The Quran, then, is Allah's complete and final message designed to the end of time. Comprehensive in its scope, literally covering every conceivable aspect of human endeavor, delivered in a language of such immense richness and a style of such astounding uniqueness and subtlety, which continues to unfold its meaning with the passage of time; the Quran represents for man the only dependable and inexhaustible guidance for his life on earth. "Nothing" Allah assured, "have we omitted from the book.” [Quran 6:38] The totality of the life of the prophet (peace and blessing be upon him), the Sunna, complements and further explains the message. What more, Allah has promised to protect the Quran from any form of corruption or adulteration. "We" He declared, "have, without doubt sent down the message; and we shall assuredly guard it (from corruption)” [Quran 15:9]. The prophet on his part assured the Muslims in his farewell address, inter alia, "I am leaving you with the Book of God and the Sunna of His Prophet. If you follow them, you will never go astray. 0 Men harken well to my words.” Thus the stage had been set for man to fend for himself, as it were.

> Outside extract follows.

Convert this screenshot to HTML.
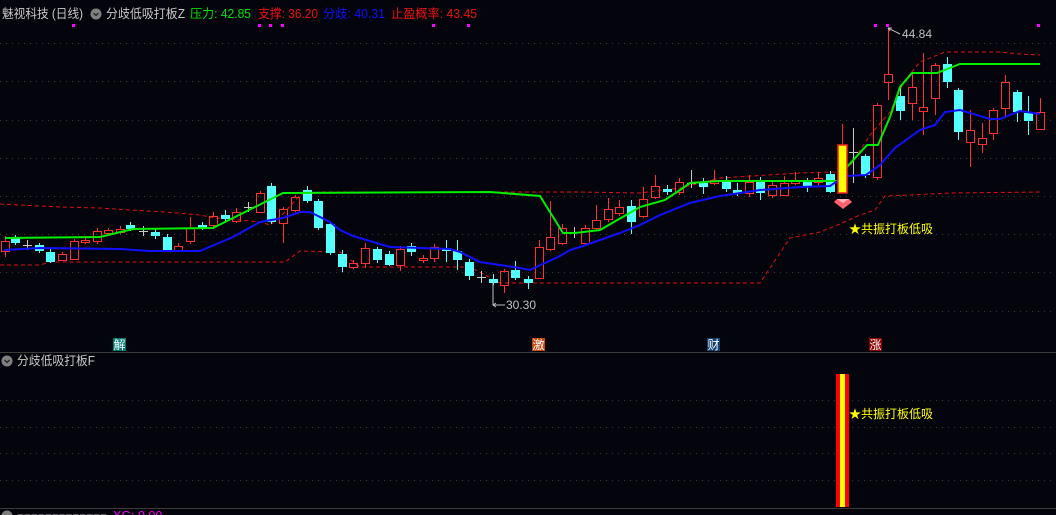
<!DOCTYPE html>
<html><head><meta charset="utf-8"><style>
html,body{margin:0;padding:0;background:#04040c;width:1056px;height:515px;overflow:hidden}
svg{display:block}
text{font-family:"Liberation Sans","Noto Sans CJK SC",sans-serif}
</style></head><body>
<svg id="s" width="1056" height="515" viewBox="0 0 1056 515" xmlns="http://www.w3.org/2000/svg">
<rect width="1056" height="515" fill="#04040c"/>
<g stroke="#3c3c3c" stroke-width="1" stroke-dasharray="1,5">
<line x1="0" y1="43.5" x2="1056" y2="43.5"/><line x1="0" y1="81.5" x2="1056" y2="81.5"/>
<line x1="0" y1="120.5" x2="1056" y2="120.5"/><line x1="0" y1="158.5" x2="1056" y2="158.5"/>
<line x1="0" y1="196.5" x2="1056" y2="196.5"/><line x1="0" y1="234.5" x2="1056" y2="234.5"/>
<line x1="0" y1="272.5" x2="1056" y2="272.5"/><line x1="0" y1="311.5" x2="1056" y2="311.5"/>
<line x1="0" y1="400.5" x2="1056" y2="400.5"/><line x1="0" y1="427.5" x2="1056" y2="427.5"/>
<line x1="0" y1="453.5" x2="1056" y2="453.5"/><line x1="0" y1="480.5" x2="1056" y2="480.5"/>
</g>
<line x1="0" y1="352.5" x2="1056" y2="352.5" stroke="#3a3a3a"/>
<line x1="0" y1="508.5" x2="1056" y2="508.5" stroke="#3a3a3a"/>
<polyline fill="none" stroke="#e01010" stroke-width="1" stroke-dasharray="4,3" points="0,204 60,207 100,208 130,210 165,212 200,215 215,218 240,220 260,222 270,225 283,214 300,195 320,192 580,192 640,193 680,188 720,178 800,173 835,172 850,166 870,135 890,112 905,80 920,62 945,52 1000,52 1020,54 1040,55"/>
<polyline fill="none" stroke="#e01010" stroke-width="1" stroke-dasharray="4,3" points="0,265 40,265 50,262 285,262 300,251 340,252 360,267 470,267 500,283 760,283 790,238 820,232 840,224 860,215 875,210 885,196 910,195 950,193 1040,192"/>
<g fill="#ff00ff">
<rect x="72" y="24" width="3" height="3"/><rect x="258" y="24" width="3" height="3"/><rect x="269" y="24" width="3" height="3"/><rect x="281" y="24" width="3" height="3"/><rect x="432" y="24" width="3" height="3"/><rect x="467" y="24" width="3" height="3"/><rect x="874" y="24" width="3" height="3"/><rect x="886" y="24" width="3" height="3"/><rect x="1037" y="24" width="3" height="3"/>
</g>
<g id="c"></g>
<polyline fill="none" stroke="#00ee00" stroke-width="2" points="5,238 100,237 133,229 213,228 283,193 490,192 540,196 563,233 575,233 600,230 640,207 665,200 680,190 690,183 720,181 840,181 847,167 867,145 878,145 890,117 900,87 912,73 937,73 960,64 1040,64"/>
<polyline fill="none" stroke="#1010ff" stroke-width="2" points="4,250 40,248 120,249 150,251 200,251 233,237 260,222 283,218 300,212 310,212 330,222 340,230 353,236 390,247 450,249 460,252 480,262 500,265 520,268 530,270 545,263 560,256 570,250 580,247 600,240 620,233 640,225 660,215 690,203 720,196 760,190 800,187 830,186 845,176 866,175 880,165 895,148 920,130 935,125 945,112 960,110 990,119 1000,119 1020,111 1040,114"/>
<line x1="842.5" y1="124" x2="842.5" y2="193" stroke="#ff2020"/>
<rect x="838" y="145" width="9" height="48" fill="#ffff00" stroke="#ff2020" stroke-width="1.5"/>
<path d="M837,199 L849,199 L852,202 L843,209 L834,202 Z" fill="#ff6070"/><path d="M837,199 L849,199 L843,203 Z" fill="#ffb0b8"/>
<text x="849" y="233" font-size="12" fill="#ffff00">★共振打板低吸</text>
<path d="M888,28 L900,34" stroke="#c0c0c0" fill="none"/><path d="M888,28 l4,0 M888,28 l2,3" stroke="#c0c0c0"/>
<text x="902" y="38" font-size="12" fill="#c0c0c0">44.84</text>
<path d="M493,305 L505,305 M493,305 l3,-2 M493,305 l3,2" stroke="#c0c0c0" fill="none"/>
<line x1="493" y1="280" x2="493" y2="305" stroke="#c0c0c0"/>
<text x="506" y="309" font-size="12" fill="#c0c0c0">30.30</text>
<rect x="113" y="338" width="13" height="13" fill="#007870"/><text x="113.5" y="349" font-size="12" fill="#fff">解</text>
<rect x="532" y="338" width="13" height="13" fill="#c04810"/><text x="532.5" y="349" font-size="12" fill="#fff">激</text>
<rect x="707" y="338" width="13" height="13" fill="#104070"/><text x="707.5" y="349" font-size="12" fill="#fff">财</text>
<rect x="869" y="338" width="13" height="13" fill="#900000"/><text x="869.5" y="349" font-size="12" fill="#fff">涨</text>
<text x="2" y="18" font-size="12.5" fill="#c8c8c8" textLength="81" lengthAdjust="spacingAndGlyphs">魅视科技 (日线)</text>
<circle cx="96" cy="14" r="5.5" fill="#808080"/><path d="M93.5,13 L96,15.5 L98.5,13" stroke="#222" stroke-width="1.3" fill="none"/>
<text x="106" y="18" font-size="12.5" fill="#c8c8c8" textLength="79" lengthAdjust="spacingAndGlyphs">分歧低吸打板Z</text>
<text x="190" y="18" font-size="12.5" fill="#00e000" textLength="61" lengthAdjust="spacingAndGlyphs">压力: 42.85</text>
<text x="258" y="18" font-size="12.5" fill="#ee1010" textLength="60" lengthAdjust="spacingAndGlyphs">支撑: 36.20</text>
<text x="323" y="18" font-size="12.5" fill="#1010ff" textLength="62" lengthAdjust="spacingAndGlyphs">分歧: 40.31</text>
<text x="391" y="18" font-size="12.5" fill="#ee1010" textLength="86" lengthAdjust="spacingAndGlyphs">止盈概率: 43.45</text>
<circle cx="7" cy="361" r="5.5" fill="#808080"/><path d="M4.5,360 L7,362.5 L9.5,360" stroke="#222" stroke-width="1.3" fill="none"/>
<text x="17" y="365" font-size="12.5" fill="#c8c8c8" textLength="78" lengthAdjust="spacingAndGlyphs">分歧低吸打板F</text>
<rect x="836" y="374" width="13" height="133" fill="#ff0000"/><rect x="840" y="374" width="5" height="133" fill="#ffff00"/>
<text x="849" y="418" font-size="12" fill="#ffff00">★共振打板低吸</text>
<circle cx="7" cy="516" r="5.5" fill="#808080"/>
<text x="17" y="520" font-size="12.5" fill="#c8c8c8" textLength="90" lengthAdjust="spacingAndGlyphs">ーーーーーーーーーーーーー</text>
<text x="113" y="520" font-size="12.5" fill="#ff00ff">XG: 0.00</text>
</svg>
<script>
var d=[
[5,241,251,236,257,'r'],[15,238,243,235,245,'c'],[27,245,245,240,250,'g'],[39,245,251,243,253,'c'],[50,252,262,249,263,'c'],[62,254,260,252,261,'r'],[74,241,259,239,260,'r'],[85,240,242,236,244,'r'],[97,231,241,228,244,'r'],[108,230,233,228,236,'r'],[120,229,232,226,234,'r'],[130,225,229,222,231,'c'],[143,231,231,226,236,'g'],[155,232,236,229,239,'c'],[167,237,251,234,252,'c'],[178,246,251,243,252,'r'],[190,228,241,217,244,'r'],[202,225,228,222,230,'c'],[213,216,225,212,227,'r'],[225,215,219,210,221,'c'],[236,212,221,208,223,'r'],[248,207,207,202,212,'g'],[260,193,212,191,213,'r'],[271,186,222,183,224,'c'],[283,209,223,207,243,'r'],[295,197,210,195,212,'r'],[307,190,201,186,203,'c'],[318,201,228,199,230,'c'],[330,224,253,222,255,'c'],[342,254,267,250,272,'c'],
[353,263,267,260,269,'r'],[365,248,263,243,268,'r'],[377,249,260,247,263,'c'],[389,254,265,251,266,'c'],[400,249,265,246,271,'r'],[411,246,252,243,256,'c'],[423,258,260,255,263,'r'],[434,247,258,244,262,'r'],[446,248,251,240,262,'c'],[457,251,260,240,270,'c'],[469,262,276,259,280,'c'],[481,277,277,271,283,'g'],[493,279,283,274,285,'c'],[504,271,285,269,293,'r'],[515,270,278,261,280,'c'],[528,279,283,276,289,'c'],[539,247,278,240,279,'r'],[550,237,249,201,251,'r'],
[562,228,243,224,245,'r'],[574,232,232,227,238,'g'],[585,228,243,225,245,'r'],[596,220,228,205,230,'r'],[608,209,219,198,222,'r'],[619,207,213,200,216,'r'],[631,206,222,200,234,'c'],[643,199,216,187,218,'r'],[655,186,197,175,199,'r'],[667,189,192,185,195,'c'],[679,182,192,178,195,'r'],[691,183,183,170,188,'g'],[703,183,187,178,194,'c'],[714,180,183,170,185,'r'],[726,182,189,176,192,'c'],[737,190,193,183,196,'c'],[749,182,193,175,197,'r'],[760,180,193,177,200,'c'],[772,185,195,182,198,'r'],[784,183,195,176,196,'r'],[795,180,183,172,185,'r'],[807,182,186,178,192,'c'],[818,178,182,172,185,'r'],[830,174,192,171,193,'c'],
[853,152,152,128,183,'g'],[865,156,175,154,178,'c'],[877,105,177,103,180,'r'],[888,74,82,28,100,'r'],[900,96,111,85,120,'c'],[912,87,103,73,120,'r'],[923,107,111,53,135,'r'],[935,65,98,63,115,'r'],[947,64,82,57,88,'c'],[958,90,132,88,140,'c'],[970,130,142,110,167,'r'],[982,138,144,123,153,'r'],[993,110,133,108,140,'r'],[1005,82,108,75,118,'r'],[1017,92,112,90,122,'c'],[1028,113,121,96,135,'c'],[1040,112,129,98,130,'r']];
var s='';
d.forEach(function(e){var x=e[0],t=Math.min(e[1],e[2]),b=Math.max(e[1],e[2]);
if(e[5]=='g'){s+='<line x1="'+(x+.5)+'" y1="'+e[3]+'" x2="'+(x+.5)+'" y2="'+e[4]+'" stroke="#c8c8c8"/><line x1="'+(x-4)+'" y1="'+(t+.5)+'" x2="'+(x+5)+'" y2="'+(t+.5)+'" stroke="#c8c8c8"/>';}
else if(e[5]=='r'){s+='<line x1="'+(x+.5)+'" y1="'+e[3]+'" x2="'+(x+.5)+'" y2="'+t+'" stroke="#ff3030"/><line x1="'+(x+.5)+'" y1="'+b+'" x2="'+(x+.5)+'" y2="'+e[4]+'" stroke="#ff3030"/><rect x="'+(x-3.5)+'" y="'+(t+.5)+'" width="8" height="'+Math.max(1,b-t)+'" fill="none" stroke="#ff3030"/>';}
else{s+='<line x1="'+(x+.5)+'" y1="'+e[3]+'" x2="'+(x+.5)+'" y2="'+e[4]+'" stroke="#54ffff"/><rect x="'+(x-4)+'" y="'+t+'" width="9" height="'+Math.max(2,b-t)+'" fill="#54ffff"/>';}
});
document.getElementById('c').innerHTML=s;
</script>
</body></html>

Being the seal of the Prophets, Mohammed (peace and blessing be upon him), had an extra responsibility over and above the delivery of the message and serving as the model. It was also his responsibility to ensure that man has indeed imbibed the spirit of fending for himself. When the prophet appointed one of his learned companions, Mu'adh Ibn Jabal, a judge to Yemen, he interviewed him as if to satisfy himself that Mu'adh has a good grasp of his assignment. “According to what shall thou judge?" The Prophet asked Mu'adh. “According to the book of God (i.e. Quran)," replied Mu'adh. "And if thou findest naught therein?" asked the Prophet. "According to the Sunna of the 'prophet of God," replied Mu'adh. "And if thou findest naught therein?" Asked the Prophet again. "Then I will exert (ajtahidu) my self to form my own opinion". And there upon the Prophet said: "Praise be to God Who has guided the messenger of His Prophet to that which pleases His Prophet.”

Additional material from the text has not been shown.